Probably a day late, but I had an odd question…how many mutant characters in Marvel’s canon are Vietnam veterans?
Granted, with Marvel’s usual rolling timescale, a lot of them probably are now no longer 'Nam vets, but I’m counting anyone who originally had it in their established backstory.
I’m primarily counting Earth-616 characters, but other universes or timelines will do, if noted. I’m also counting anyone who fought on the other side.
So far, I can think of: Forge and Thunderbird (I), from Earth-616; and most of the cast of X-Men Origins: Wolverine, but that’s it.
In the original canon, Tony Stark received his shrapnel wounds in Vietnam.
Not sure if that counts, as he wasn’t a ‘vet’ per se, he wasn’t military, and had instead travelled to Vietnam to see his weapon designs ‘in the field’.
But James Rhodey (Warmachine) was definitely a Vietnam vet, he was a chopper pilot.
Obviously the movie’s updated things to Afghanistan. I seem to recall the comics did the same a while ago, and may even have done so quite some time prior to the movie coming out IIRC.
Madison Jeffries of Alpha Flight and his brother Lionel, both mutants, served in Vietnam and were among the 30,000 or so Canadians who enlisted in the U.S. military during that conflict.
It should be noted that since it’s now 2011, many characters who were formerly Vietnam vets…no longer are, since they’d be significantly older than they are, if they had been. (Oh, the joys of sliding time scales!)
The Jeffreys brothers, for instance, being in their 30s or 40s, would have been too young to enlist, as the’d have been pre-teens (or even infants) when the war ended.
Flash Thompson served in Vietnam, and married a girl from there. He’s currently a semi-heroic Venom.
The Punisher also served in Vietnam.
The Juggernaut got his powers in Korea, which is not the same, of course.
There was an entire comic about Vietnam, by Marvel, called The Nam. Well done, too.
Snake-Eyes, Stalker and Storm-Shadow served together in a Long Range Recon Patrol unit.
None of these characters are mutants, but I figured it was worth mentioning.

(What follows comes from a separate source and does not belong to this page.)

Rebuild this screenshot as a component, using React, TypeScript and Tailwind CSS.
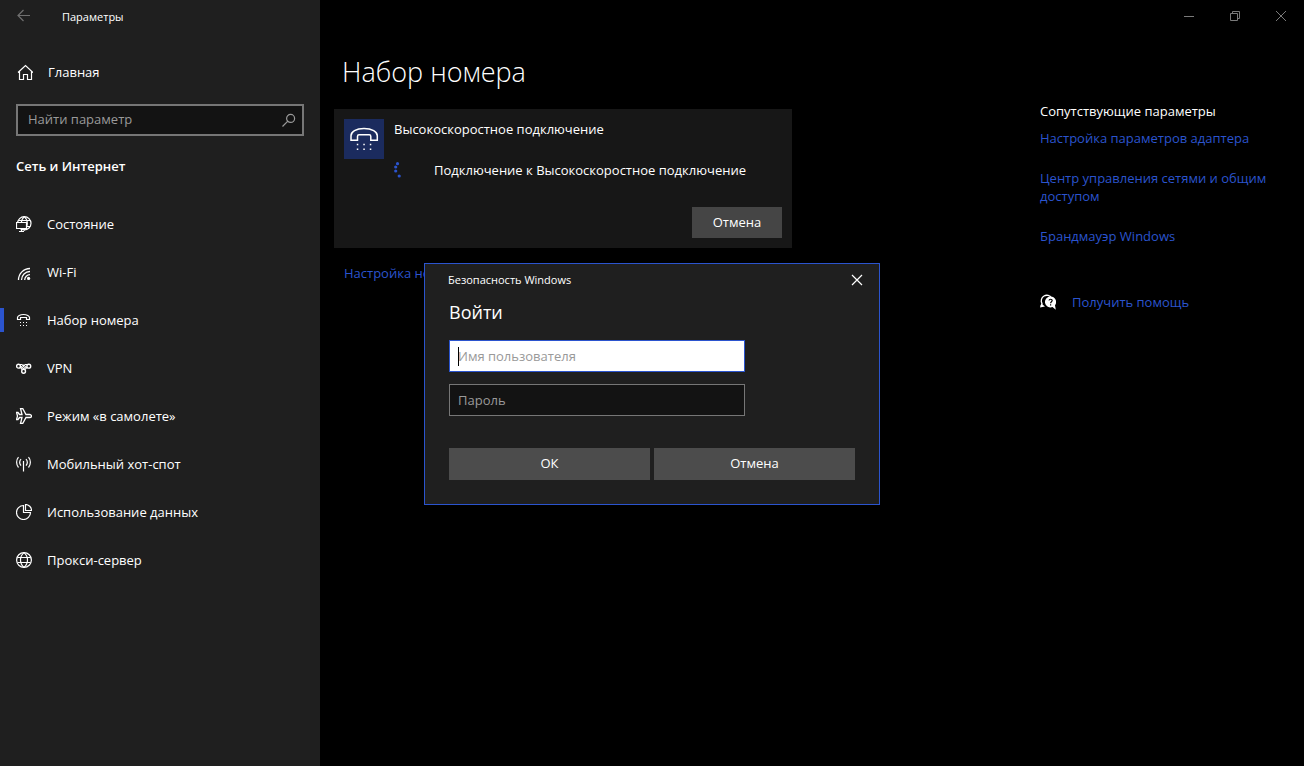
import type { ReactNode } from "react";

function Icon({ children, className = "" }: { children: ReactNode; className?: string }) {
  return (
    <svg
      className={`size-4 shrink-0 ${className}`}
      viewBox="0 0 16 16"
      fill="none"
      stroke="currentColor"
      strokeWidth="1.2"
      aria-hidden="true"
    >
      {children}
    </svg>
  );
}

const navItems: { label: string; active?: boolean; icon: ReactNode }[] = [
  {
    label: "Состояние",
    icon: (
      <>
        <circle cx="8.3" cy="7.3" r="6.7" />
        <path d="M8.3.6c-2 1.8-3 4-3 6.7s1 5 3 6.700c2-1.800 3-4 3-6.700s-1-5-3-6.700zM2.500 4.500h11.700M2 10.500h12.300" />
        <path d="M.500 6.500h10v6H.500z" fill="#1f1f1f" />
        <path d="M5.500 12.500v3M3 15.500h5" />
      </>
    ),
  },
  {
    label: "Wi-Fi",
    icon: (
      <>
        <path d="M2.500 16A11.500 11.500 0 0 1 14 4.500M5.500 16A8.500 8.500 0 0 1 14 7.500M8.700 16A5.300 5.300 0 0 1 14 10.700" strokeWidth="1.300" />
        <circle cx="12.600" cy="14.400" r="1.600" fill="currentColor" stroke="none" />
      </>
    ),
  },
  {
    label: "Набор номера",
    active: true,
    icon: (
      <>
        <path d="M1.500 7.500V5.500C1.500 4 4 2.500 7.500 2.500s6 1.500 6 3v2h-3v-2h-6v2z" />
        <path d="M4 10.500h1M7 10.500h1M10 10.500h1M4 13.500h1M7 13.500h1M10 13.500h1" />
      </>
    ),
  },
  {
    label: "VPN",
    icon: (
      <>
        <circle cx="2.500" cy="6.200" r="1.900" strokeWidth="1.400" />
        <circle cx="12.800" cy="6.200" r="1.900" strokeWidth="1.400" />
        <circle cx="7.600" cy="11.300" r="1.900" strokeWidth="1.400" />
        <path d="M3.500 4.500h2.500l1.600 2 1.600-2h2.500M4.300 7.200l1.800 2.500M11 7.200L9.100 9.700M5 6.200l2.600 2.700L10.200 6.200M7.600 4.500v1" />
      </>
    ),
  },
  {
    label: "Режим «в самолете»",
    icon: (
      <path
        d="M15.500 8c0-.8-.8-1.500-2-1.500H10L6.700.500H4.500L6 6.500H3.500L2 4.500H.500L1.500 8 .500 11.500H2l1.500-2H6l-1.500 6h2.200L10 9.500h3.500c1.200 0 2-.7 2-1.500z"
        strokeWidth="1.300"
      />
    ),
  },
  {
    label: "Мобильный хот-спот",
    icon: (
      <path d="M7.500 5v10.500M2.500 1.200C0 4 0 8.700 2.500 11.500M12.500 1.200c2.500 2.800 2.500 7.500 0 10.300M5 3c-1.600 2-1.600 4.700 0 6.700M10 3c1.600 2 1.600 4.700 0 6.700" />
    ),
  },
  {
    label: "Использование данных",
    icon: (
      <>
        <path d="M7.500 1.500A7 7 0 1 0 14.500 8.500H7.500V1.500z" />
        <path d="M9.500.500v6h6a6 6 0 0 0-6-6z" />
      </>
    ),
  },
  {
    label: "Прокси-сервер",
    icon: (
      <>
        <circle cx="8" cy="8" r="7.400" />
        <path d="M8 .600c-2.400 2-3.500 4.400-3.500 7.400s1.100 5.400 3.500 7.400c2.400-2 3.500-4.400 3.500-7.400S10.400 2.600 8 .600zM1.500 5.500h13M1.500 10.500h13" />
      </>
    ),
  },
];

function Sidebar() {
  return (
    <aside className="w-80 shrink-0 bg-[#1f1f1f]">
      <div className="flex h-8 items-center">
        <button aria-label="Назад" className="flex h-8 w-12 items-center justify-center text-[#6f6f6f]">
          <Icon>
            <path d="M14 7.500H2.500M7.500 2L2 7.500 7.500 13" />
          </Icon>
        </button>
        <span className="ml-3.5 pt-0.5 text-[11px]">Параметры</span>
      </div>
      <a href="#home" className="mt-4 flex h-12 items-center gap-[15px] pl-[17px]">
        <Icon>
          <path d="M1 8.500L8.500 1.500 16 8.500M2.500 7.500v8h4v-5h4v5h4v-8" />
        </Icon>
        <span className="pt-0.5">Главная</span>
      </a>
      <form role="search" className="mx-4 mt-2 flex h-8 items-center border-2 border-[#767676] bg-[#131313]">
        <input
          type="search"
          aria-label="Найти параметр"
          placeholder="Найти параметр"
          className="h-full min-w-0 flex-1 bg-transparent pb-0.5 pl-2.5 outline-none placeholder:text-[#9a9a9a]"
        />
        <button type="button" aria-label="Поиск" className="flex h-full w-7 items-center justify-center text-[#9a9a9a]">
          <Icon>
            <circle cx="10.600" cy="6.400" r="4" />
            <path d="M7.800 9.200L2.500 14.500" />
          </Icon>
        </button>
      </form>
      <h2 className="mx-4 mt-4 flex h-7 items-center pt-0.5 font-semibold">Сеть и Интернет</h2>
      <nav className="mt-5">
        {navItems.map((item) => (
          <a
            key={item.label}
            href="#section"
            aria-current={item.active ? "page" : undefined}
            className="flex h-12 items-center"
          >
            <span className={item.active ? "h-6 w-1 bg-[#2b54ce]" : "h-6 w-1"} />
            <span className="flex items-center gap-[15px] pl-3">
              <Icon>{item.icon}</Icon>
              <span className="pt-0.5">{item.label}</span>
            </span>
          </a>
        ))}
      </nav>
    </aside>
  );
}

function WindowControls() {
  return (
    <div className="flex h-8 justify-end text-[#7a7a7a]">
      <button aria-label="Свернуть" className="flex w-[46px] items-center justify-center">
        <Icon>
          <path d="M3 8.500h10" strokeWidth="1" />
        </Icon>
      </button>
      <button aria-label="Развернуть" className="flex w-[46px] items-center justify-center">
        <Icon>
          <path d="M3.500 5.500h7v7h-7zM5.500 5.500v-2h7v7h-2" strokeWidth="1" />
        </Icon>
      </button>
      <button aria-label="Закрыть" className="flex w-[46px] items-center justify-center">
        <Icon>
          <path d="M3 3l10 10M13 3L3 13" strokeWidth="1" />
        </Icon>
      </button>
    </div>
  );
}

function ConnectionCard() {
  return (
    <section className="flex w-[458px] gap-2.5 bg-[#171717] p-2.5">
      <div className="size-10 shrink-0 bg-[#1b2b5e]">
        <svg viewBox="0 0 40 40" fill="none" stroke="#fff" strokeWidth="1.500" aria-hidden="true">
          <path d="M7 21.300v-4.500C7 13 12 9.500 20 9.500s13.300 3.500 13.300 7.300v4.500h-6.500V17.500c0-1-.5-1.700-1.500-1.700H15c-1 0-1.500.7-1.500 1.700v3.800z" />
          <path d="M12.800 25.500h1.500M19.300 25.500h1.500M25.800 25.500h1.500M12.800 30.300h1.500M19.300 30.300h1.500M25.800 30.300h1.500" />
        </svg>
      </div>
      <div className="flex flex-1 flex-col">
        <h2 className="leading-5">Высокоскоростное подключение</h2>
        <p className="mt-[21px] flex items-center gap-6 leading-5" role="status">
          <svg className="size-4" viewBox="0 0 16 16" fill="#2b54ce" aria-hidden="true">
            <circle cx="3.500" cy="1.700" r="1.600" />
            <circle cx="1.700" cy="5" r="1.600" />
            <circle cx="1.700" cy="9" r="1.600" />
            <circle cx="5.200" cy="14" r="1.600" />
          </svg>
          Подключение к Высокоскоростное подключение
        </p>
        <button className="mt-[27px] h-[31px] w-[90px] self-end bg-[#454545]">Отмена</button>
      </div>
    </section>
  );
}

function RelatedSettings() {
  return (
    <aside className="mt-[70px] mr-6 w-60 shrink-0 leading-[18px] text-[#2b54ce]">
      <h2 className="text-white">Сопутствующие параметры</h2>
      <ul className="mt-[9px] flex flex-col gap-[22px]">
        <li>
          <a href="#adapter">Настройка параметров адаптера</a>
        </li>
        <li>
          <a href="#sharing">Центр управления сетями и общим доступом</a>
        </li>
        <li>
          <a href="#firewall">Брандмауэр Windows</a>
        </li>
      </ul>
      <a href="#help" className="mt-12 flex items-center gap-4">
        <svg className="size-4 shrink-0" viewBox="0 0 16 16" aria-hidden="true">
          <path
            d="M1 12.500l1-3A5.300 5.300 0 1 1 11.500 4"
            fill="none"
            stroke="#fff"
            strokeWidth="1.300"
          />
          <path d="M0 13.500l1.300-4 3.700 3z" fill="#fff" />
          <path d="M10.500 2.500a5.500 5.500 0 1 0 2 10.600l3.300 2.700-.8-4.500a5.500 5.500 0 0 0-4.500-8.800z" fill="#fff" />
          <path d="M9 6.500c.2-1.700 3.200-1.700 3.200 0 0 1.200-1.600 1.200-1.600 2.700M10.600 10.300v1.200" fill="none" stroke="#000" strokeWidth="1.200" />
        </svg>
        Получить помощь
      </a>
    </aside>
  );
}

function SignInDialog() {
  return (
    <div className="fixed inset-0 flex items-center justify-center pt-0.5">
      <div
        role="dialog"
        aria-labelledby="dialog-title"
        className="w-[456px] border border-[#2b54ce] bg-[#1f1f1f] pb-6"
      >
        <div className="flex h-8 items-center justify-between pl-[23px]">
          <span className="text-[11px]">Безопасность Windows</span>
          <button aria-label="Закрыть" className="flex h-8 w-11 items-center justify-center">
            <Icon>
              <path d="M3 3l10 10M13 3L3 13" />
            </Icon>
          </button>
        </div>
        <form className="px-6">
          <h2 id="dialog-title" className="text-lg leading-8">
            Войти
          </h2>
          <div className="relative mt-3 w-[296px]">
            <input
              aria-label="Имя пользователя"
              placeholder="Имя пользователя"
              className="peer block h-8 w-full border border-[#2b54ce] bg-white px-2 text-black outline-none placeholder:text-[#999999]"
            />
            <span className="absolute top-[7px] left-[9px] h-[19px] w-px bg-black peer-focus:hidden" />
          </div>
          <input
            type="password"
            aria-label="Пароль"
            placeholder="Пароль"
            className="mt-3 block h-8 w-[296px] border border-[#767676] bg-[#131313] px-2 outline-none placeholder:text-[#9a9a9a]"
          />
          <div className="mt-8 grid grid-cols-2 gap-1">
            <button type="button" className="h-8 bg-[#4c4c4c]">
              ОК
            </button>
            <button type="button" className="h-8 bg-[#4c4c4c]">
              Отмена
            </button>
          </div>
        </form>
      </div>
    </div>
  );
}

export default function App() {
  return (
    <div className="flex min-h-screen bg-black font-['Open_Sans','Noto_Sans',sans-serif] text-[13px] text-white">
      <Sidebar />
      <div className="flex min-w-0 flex-1 flex-col">
        <WindowControls />
        <div className="flex justify-between">
          <main className="pl-3.5">
            <h1 className="mt-5 pl-2 text-[27px] leading-10 font-light">Набор номера</h1>
            <div className="mt-[17px]">
              <ConnectionCard />
            </div>
            <a href="#new" className="mt-4 ml-2.5 inline-block leading-[18px] text-[#2b54ce]">
              Настройка нового подключения
            </a>
          </main>
          <RelatedSettings />
        </div>
      </div>
      <SignInDialog />
    </div>
  );
}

Karma of the New Mutants was a refugee from the fall of South Vietnam and her crimelord uncle was a corrupt ARVN General before he fled to America after the fall of Saigon. Of course, now she is too young (mid-20s) for that origin to work as it was written in 1980 or so.
Non-mutant members of the Avengers - Swordsman (#1) and Mantis. The Swordsman was a mercenary with a never-totally explained past. He was in Vietnam for some reason during the late 60s (apparently after a two-issue stint as a mole who joined the Mighty A’s in order to sabotage them), where he made the acquaintance of an empathic hooker with martial arts skills and a serious attitude, but one who was secretly the most perfect human being ever and fated to give birth to a godlike entity, who got bored of the Swordsman and attempted to seduce the “synthezoid” Vision away from the Scarlet Witch while she was studying witch-craft and communing with demons…and…and…
(Boy the writing staff at Marvel were on some seriously hard drugs in the early 70s!)
The most that can be said for these characters were that the Swordsman was the first Avenger ever to die in battle, and that at one point a readers’ poll named Mantis as “the most hated character in Marvel Comics.”
Did Cable ever turn up in vietnam? I’m pretty sure he was a merc for hire with the wildpack around that time, so I wouldn’t be surprised if he cropped up there.
They eventually revealed that the Swordsman first donned his costume in – let’s say “French Indochina” – back when the local commies were bent on revolution against the colonial power thereabouts (including a government official we’ll call “the Swordsman-to-be’s dad”).
Anyhow, the masked Frenchman with inside info about the occupiers thought he was helping to liberate the people, but realized too late that he was just the tool of another tyranny – specifically, the double-crossing rebel leader who’d planned to make said Swordsman as dead as said dad. Problem is, he’s the frickin’ Swordsman; he can beat Captain America in a straight fight, he can sure as hell wipe the floor with half-a-dozen soldiers before laying out Wong-Chu.
Yes, that Wong-Chu; the manhandled guy spent years remaking himself into an intimidating grappler, eventually priding himself on the ability to beat anyone in hand-to-hand combat; cue the Iron Man origin. And as for the fallen idealist who promptly fell into mercenary work and a life of crime that eventually gave way to a life on the run – well, heck, Southeast Asia is where our hero grew up, speaking the language and feeling at home; it’s little wonder he made his way to Vietnam when loneliness and further disenchantment sank in.